- **Dataset content**:
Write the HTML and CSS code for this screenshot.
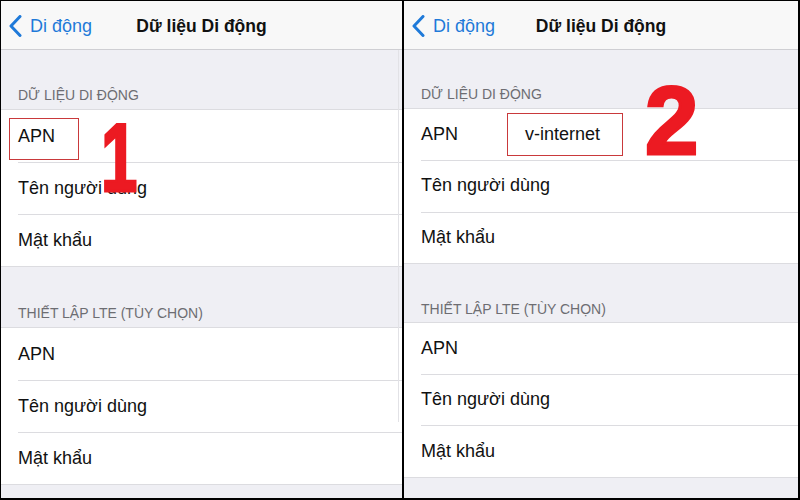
FILE: index.html
```html
<!DOCTYPE html>
<html lang="vi">
<head>
<meta charset="utf-8">
<title>Dữ liệu Di động</title>
<link rel="stylesheet" href="styles.css">
</head>
<body>
<div class="frame">
  <section class="panel panel-a">
    <header class="nav">
      <a class="back">
        <svg class="chev" width="14" height="22" viewBox="0 0 14 22"><polyline points="11,1.5 2,11 11,20.5" fill="none" stroke="#1f7ad9" stroke-width="3" stroke-linecap="round" stroke-linejoin="round"/></svg>
        <span>Di động</span>
      </a>
      <h1 class="title">Dữ liệu Di động</h1>
    </header>
    <div class="sec-head h59">DỮ LIỆU DI ĐỘNG</div>
    <ul class="group">
      <li class="row">APN</li>
      <li class="row">Tên người dùng</li>
      <li class="row">Mật khẩu</li>
    </ul>
    <div class="sec-head h60">THIẾT LẬP LTE (TÙY CHỌN)</div>
    <ul class="group">
      <li class="row">APN</li>
      <li class="row">Tên người dùng</li>
      <li class="row">Mật khẩu</li>
    </ul>
    <div class="mark mark-a"></div>
    <div class="num num-1">1</div>
    <div class="scroll"></div>
  </section>
  <section class="panel panel-b">
    <header class="nav">
      <a class="back">
        <svg class="chev" width="14" height="22" viewBox="0 0 14 22"><polyline points="11,1.5 2,11 11,20.5" fill="none" stroke="#1f7ad9" stroke-width="3" stroke-linecap="round" stroke-linejoin="round"/></svg>
        <span>Di động</span>
      </a>
      <h1 class="title">Dữ liệu Di động</h1>
    </header>
    <div class="sec-head h58">DỮ LIỆU DI ĐỘNG</div>
    <ul class="group">
      <li class="row">APN<span class="value">v-internet</span></li>
      <li class="row">Tên người dùng</li>
      <li class="row">Mật khẩu</li>
    </ul>
    <div class="sec-head h58 pb5">THIẾT LẬP LTE (TÙY CHỌN)</div>
    <ul class="group">
      <li class="row">APN</li>
      <li class="row">Tên người dùng</li>
      <li class="row">Mật khẩu</li>
    </ul>
    <div class="mark mark-b"></div>
    <div class="num num-2">2</div>
  </section>
</div>
</body>
</html>
```

FILE: styles.css
```css
* { box-sizing: border-box; }
html, body {
  margin: 0;
  padding: 0;
  width: 800px;
  height: 500px;
  overflow: hidden;
  background: #000;
  font-family: "Liberation Sans", Arial, sans-serif;
}
.frame {
  display: flex;
  gap: 2px;
  padding: 1px 2px 2px 1px;
  height: 500px;
}
.panel {
  position: relative;
  background: #efeff4;
  overflow: hidden;
  --row: 52px;
}
.panel-a { width: 401px; flex: none; }
.panel-b { flex: 1; --row: 51.3px; }

.nav {
  position: relative;
  height: 49px;
  padding-top: 2px;
  background: #f8f8f8;
  border-bottom: 1px solid #cfcfd3;
  display: flex;
  align-items: center;
  justify-content: center;
}
.back {
  position: absolute;
  left: 8px;
  top: 2px;
  bottom: 0;
  display: flex;
  align-items: center;
  gap: 7px;
  color: #1f7ad9;
  font-size: 18px;
}
.chev { display: block; margin-top: -1px; }
.title {
  margin: 0;
  font-size: 17.5px;
  font-weight: 700;
  color: #111;
}

.sec-head {
  display: flex;
  align-items: flex-end;
  padding: 0 0 6px 17px;
  font-size: 14px;
  line-height: 16px;
  color: #6d6d72;
}
.pb5 { padding-bottom: 5px; }
.h58 { height: 58px; }
.h59 { height: 59px; }
.h60 { height: 60px; }

.group {
  list-style: none;
  margin: 0;
  padding: 0;
  background: #fff;
  border-top: 1px solid #dcdce0;
  border-bottom: 1px solid #dcdce0;
}
.row {
  position: relative;
  height: var(--row);
  display: flex;
  align-items: center;
  padding-left: 17px;
  font-size: 18px;
  color: #111;
}
.row + .row::before {
  content: "";
  position: absolute;
  left: 17px;
  right: 0;
  top: 0;
  border-top: 1px solid #dcdce0;
}
.value {
  margin-left: 67px;
}

.mark {
  position: absolute;
  border: 1px solid #c9393b;
}
.mark-a { left: 8px; top: 117px; width: 70px; height: 42px; }
.mark-b { left: 103px; top: 112px; width: 116px; height: 43px; }

.num {
  position: absolute;
  font-family: "Liberation Sans", Arial, sans-serif;
  font-weight: 700;
  font-size: 96px;
  line-height: 96px;
  color: #ec1a22;
  -webkit-text-stroke: 3px #ec1a22;
}
.num-1 {
  left: 100px;
  top: 109px;
  transform: scaleX(0.68);
  transform-origin: 0 0;
}
.num-2 { left: 241px; top: 72px; }

.scroll {
  position: absolute;
  right: 3px;
  top: 49px;
  height: 372px;
  width: 1px;
  background: #e2e2e6;
}
```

- **Written request**: Keep the pictures out of the copy and return the rest of the data above exactly.

- **Expected answer**:
Write the HTML and CSS code for this screenshot.
FILE: index.html
```html
<!DOCTYPE html>
<html lang="vi">
<head>
<meta charset="utf-8">
<title>Dữ liệu Di động</title>
<link rel="stylesheet" href="styles.css">
</head>
<body>
<div class="frame">
  <section class="panel panel-a">
    <header class="nav">
      <a class="back">
        <svg class="chev" width="14" height="22" viewBox="0 0 14 22"><polyline points="11,1.5 2,11 11,20.5" fill="none" stroke="#1f7ad9" stroke-width="3" stroke-linecap="round" stroke-linejoin="round"/></svg>
        <span>Di động</span>
      </a>
      <h1 class="title">Dữ liệu Di động</h1>
    </header>
    <div class="sec-head h59">DỮ LIỆU DI ĐỘNG</div>
    <ul class="group">
      <li class="row">APN</li>
      <li class="row">Tên người dùng</li>
      <li class="row">Mật khẩu</li>
    </ul>
    <div class="sec-head h60">THIẾT LẬP LTE (TÙY CHỌN)</div>
    <ul class="group">
      <li class="row">APN</li>
      <li class="row">Tên người dùng</li>
      <li class="row">Mật khẩu</li>
    </ul>
    <div class="mark mark-a"></div>
    <div class="num num-1">1</div>
    <div class="scroll"></div>
  </section>
  <section class="panel panel-b">
    <header class="nav">
      <a class="back">
        <svg class="chev" width="14" height="22" viewBox="0 0 14 22"><polyline points="11,1.5 2,11 11,20.5" fill="none" stroke="#1f7ad9" stroke-width="3" stroke-linecap="round" stroke-linejoin="round"/></svg>
        <span>Di động</span>
      </a>
      <h1 class="title">Dữ liệu Di động</h1>
    </header>
    <div class="sec-head h58">DỮ LIỆU DI ĐỘNG</div>
    <ul class="group">
      <li class="row">APN<span class="value">v-internet</span></li>
      <li class="row">Tên người dùng</li>
      <li class="row">Mật khẩu</li>
    </ul>
    <div class="sec-head h58 pb5">THIẾT LẬP LTE (TÙY CHỌN)</div>
    <ul class="group">
      <li class="row">APN</li>
      <li class="row">Tên người dùng</li>
      <li class="row">Mật khẩu</li>
    </ul>
    <div class="mark mark-b"></div>
    <div class="num num-2">2</div>
  </section>
</div>
</body>
</html>
```

FILE: styles.css
```css
* { box-sizing: border-box; }
html, body {
  margin: 0;
  padding: 0;
  width: 800px;
  height: 500px;
  overflow: hidden;
  background: #000;
  font-family: "Liberation Sans", Arial, sans-serif;
}
.frame {
  display: flex;
  gap: 2px;
  padding: 1px 2px 2px 1px;
  height: 500px;
}
.panel {
  position: relative;
  background: #efeff4;
  overflow: hidden;
  --row: 52px;
}
.panel-a { width: 401px; flex: none; }
.panel-b { flex: 1; --row: 51.3px; }

.nav {
  position: relative;
  height: 49px;
  padding-top: 2px;
  background: #f8f8f8;
  border-bottom: 1px solid #cfcfd3;
  display: flex;
  align-items: center;
  justify-content: center;
}
.back {
  position: absolute;
  left: 8px;
  top: 2px;
  bottom: 0;
  display: flex;
  align-items: center;
  gap: 7px;
  color: #1f7ad9;
  font-size: 18px;
}
.chev { display: block; margin-top: -1px; }
.title {
  margin: 0;
  font-size: 17.5px;
  font-weight: 700;
  color: #111;
}

.sec-head {
  display: flex;
  align-items: flex-end;
  padding: 0 0 6px 17px;
  font-size: 14px;
  line-height: 16px;
  color: #6d6d72;
}
.pb5 { padding-bottom: 5px; }
.h58 { height: 58px; }
.h59 { height: 59px; }
.h60 { height: 60px; }

.group {
  list-style: none;
  margin: 0;
  padding: 0;
  background: #fff;
  border-top: 1px solid #dcdce0;
  border-bottom: 1px solid #dcdce0;
}
.row {
  position: relative;
  height: var(--row);
  display: flex;
  align-items: center;
  padding-left: 17px;
  font-size: 18px;
  color: #111;
}
.row + .row::before {
  content: "";
  position: absolute;
  left: 17px;
  right: 0;
  top: 0;
  border-top: 1px solid #dcdce0;
}
.value {
  margin-left: 67px;
}

.mark {
  position: absolute;
  border: 1px solid #c9393b;
}
.mark-a { left: 8px; top: 117px; width: 70px; height: 42px; }
.mark-b { left: 103px; top: 112px; width: 116px; height: 43px; }

.num {
  position: absolute;
  font-family: "Liberation Sans", Arial, sans-serif;
  font-weight: 700;
  font-size: 96px;
  line-height: 96px;
  color: #ec1a22;
  -webkit-text-stroke: 3px #ec1a22;
}
.num-1 {
  left: 100px;
  top: 109px;
  transform: scaleX(0.68);
  transform-origin: 0 0;
}
.num-2 { left: 241px; top: 72px; }

.scroll {
  position: absolute;
  right: 3px;
  top: 49px;
  height: 372px;
  width: 1px;
  background: #e2e2e6;
}
```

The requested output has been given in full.